U.S. senators question Apple and Google on app store dominance
WASHINGTON (Reuters) -A panel of U.S. Senators questioned officials from Apple Inc and Alphabet Inc's Google on Wednesday about the dominance of their mobile app stores and whether the companies abuse their power at the expense of smaller competitors.
Amy Klobuchar, the top Senate Democrat on antitrust issues, said Apple and Google can use their power to "exclude or suppress apps that compete with their own products" and "charge excessive fees that affect competition in the app store economy."
The hearing came a day after Apple said it would begin selling AirTags - which can be attached to items like car keys to help users find them when they are lost - in direct competition with Tile, which has sold a similar tracking device for more than a decade.
Before the hearing, Klobuchar told Reuters Apple's announcement was the kind of conduct that her panel planned to discuss at the hearing.
Apple said its AirTags were an outgrowth of its "FindMy" app, which is used for locating lost Apple devices and to share user locations and was introduced in 2010, before Tile's founding. Apple last month opened its operating system up to third-party item trackers and said that Chipolo, a startup that competes with both Tile and Apple's new AirTags, is using the system.
Apple's chief compliance officer, Kyle Andeer, testified at the hearing as well as Kirsten Daru, general counsel for Tile.
Tile's Daru testified Apple's FindMy program is installed by default as part of its operating system on all Apple phones, and cannot be deleted.

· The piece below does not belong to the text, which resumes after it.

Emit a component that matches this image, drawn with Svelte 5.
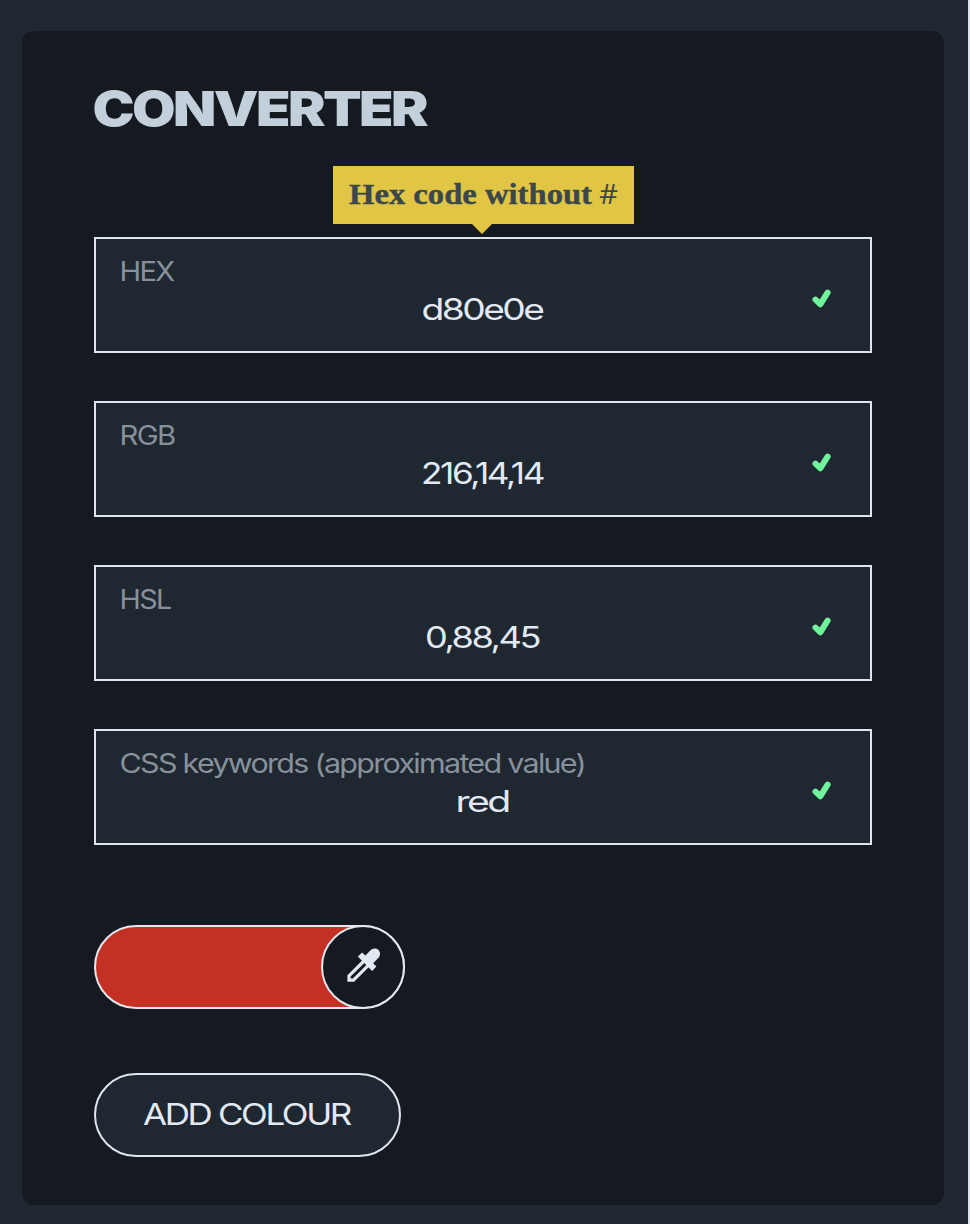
<script>
  const fields = [
    { label: 'HEX', labelX: 24.5, labelW: 54, value: 'd80e0e', valueX: 325.5, valueW: 121 },
    { label: 'RGB', labelX: 24.5, labelW: 55, value: '216,14,14', valueX: 325, valueW: 122 },
    { label: 'HSL', labelX: 24.5, labelW: 51, value: '0,88,45', valueX: 329, valueW: 114 },
    { label: 'CSS keywords (approximated value)', labelX: 24.5, labelW: 465.5, value: 'red', valueX: 359.5, valueW: 53 }
  ];
</script>

{#snippet line(cls, text, x, y, width, height)}
  <svg class="line" {height}>
    <text class={cls} {x} {y} textLength={width} lengthAdjust="spacingAndGlyphs">{text}</text>
  </svg>
{/snippet}

<main>
  <section class="panel">
    <h1>{@render line('title', 'CONVERTER', -1.5, 43.7, 333.5, 60)}</h1>

    <div class="fields">
      {#each fields as field, i}
        <div class="field">
          {#if i === 0}
            <div class="tooltip">
              <svg class="line" height="58">
                <text class="tip" x="16" y="38" textLength="243" lengthAdjust="spacingAndGlyphs">Hex code without</text>
                <text class="hash" x="266" y="38" textLength="19" lengthAdjust="spacingAndGlyphs">#</text>
              </svg>
            </div>
          {/if}
          {@render line('label', field.label, field.labelX - 1, 26, field.labelW, 34)}
          {@render line('value', field.value, field.valueX, 30.8, field.valueW, 40)}
          <svg class="check" viewBox="0 0 20 20">
            <path d="M3.5 10.6 L8.4 15.2 L15.6 3.6" />
          </svg>
        </div>
      {/each}
    </div>

    <div class="picker">
      <div class="dropper">
        <svg viewBox="0 0 36 36">
          <path class="tube" d="M19.5 12.5 L4 27.8 V32.2 H8.5 L23.8 16.8" />
          <path class="bulb" d="M12.8 8.6 L17.2 4.4 L20.4 7.4 L25.8 2 Q29.7 -0.8 33.4 1.8 Q36.4 5.2 34 9.2 L28.2 15.2 L31.4 18.6 L27.1 22.9 Z" />
        </svg>
      </div>
    </div>

    <button>{@render line('action', 'ADD COLOUR', 47, 49.5, 207, 80)}</button>
  </section>
</main>

<style>
  :global(body) {
    background: #1f2730;
  }
  main {
    box-sizing: border-box;
    height: 1224px;
    padding: 31px 24px 20px 22px;
    border-right: 2px solid #dce3ed;
    background: #1f2730;
    overflow: hidden;
  }
  .panel {
    box-sizing: border-box;
    width: 922px;
    height: 1174px;
    padding: 51px 72px 0;
    border-radius: 12px;
    background: #151a20;
  }
  h1 {
    margin: 0 0 95px;
    height: 60px;
  }
  .line {
    display: block;
    width: 100%;
    overflow: visible;
  }
  text {
    font-family: Inter, 'Liberation Sans', sans-serif;
  }
  .title {
    font-size: 48px;
    font-weight: 900;
    letter-spacing: -2.2px;
    fill: #c3cfdb;
  }
  .fields {
    display: flex;
    flex-direction: column;
    gap: 48px;
  }
  .field {
    position: relative;
    box-sizing: border-box;
    height: 116px;
    padding-top: 16px;
    border: 2px solid #dfe5ee;
    background: #1f2730;
  }
  .label {
    font-size: 26.5px;
    letter-spacing: -1.5px;
    fill: #87919c;
  }
  .value {
    font-size: 29.5px;
    letter-spacing: -2px;
    fill: #e3e9f3;
  }
  .check {
    position: absolute;
    right: 38px;
    top: 50px;
    width: 20px;
    height: 20px;
  }
  .check path {
    fill: none;
    stroke: #70f49c;
    stroke-width: 6;
    stroke-linecap: round;
    stroke-linejoin: round;
  }
  .tooltip {
    position: absolute;
    left: 237px;
    top: -73px;
    width: 301px;
    height: 58px;
    background: #e1c545;
  }
  .tooltip::after {
    content: '';
    position: absolute;
    left: 139px;
    top: 58px;
    border: 10px solid transparent;
    border-top-color: #e1c545;
    border-bottom: 0;
  }
  .tip {
    font-family: 'Liberation Serif', serif;
    font-size: 30px;
    font-weight: 700;
    fill: #3b474c;
    stroke: #3b474c;
    stroke-width: 0.4;
  }
  .hash {
    font-family: 'Open Sans', sans-serif;
    font-size: 27px;
    font-weight: 500;
    fill: #3b474c;
  }
  .picker {
    box-sizing: border-box;
    display: flex;
    justify-content: flex-end;
    width: 311px;
    height: 84px;
    margin-top: 80px;
    border: 2px solid #e3e7ef;
    border-radius: 42px;
    background: #c53024;
  }
  .dropper {
    box-sizing: border-box;
    flex: none;
    display: grid;
    place-items: center;
    width: 84px;
    height: 84px;
    margin: -2px;
    border: 2px solid #e3e7ef;
    border-radius: 50%;
    background: #151a20;
  }
  .dropper svg {
    width: 36px;
    height: 36px;
    margin-top: -3px;
  }
  .tube {
    fill: none;
    stroke: #e3e9f3;
    stroke-width: 3.2;
  }
  .bulb {
    fill: #e3e9f3;
  }
  button {
    display: block;
    box-sizing: border-box;
    width: 307px;
    height: 84px;
    margin-top: 64px;
    padding: 0;
    border: 2px solid #dfe5ee;
    border-radius: 42px;
    background: #1f2730;
  }
  .action {
    font-size: 29.8px;
    letter-spacing: -2px;
    fill: #e3e9f3;
  }
</style>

"Apple has once again exploited its market power and dominance to condition our customers’ access to data on effectively breaking our user experience and directing our users to FindMy," she said.
Others on the witness list are Google Government Affairs Senior Director Wilson White, Spotify <SPOT.N> Chief Legal Officer Horacio Gutierrez and Match Group <MTCH.O> Chief Legal Officer Jared Sine.
App makers like music streaming service Spotify and dating service firm Match, which owns the Tinder app, have long complained that mandatory revenue sharing and strict inclusion rules set by Apple's App Store for iPhones and iPads, along with Google's Play store for Android devices, amount to anticompetitive behavior.
In his testimony, Match's Sine argued that Google and Apple both exact an onerous 30% of any digital transaction, raising prices for consumers.
Match pays nearly $500 million in fees to the app store annually, the company's single largest expense, Sine said.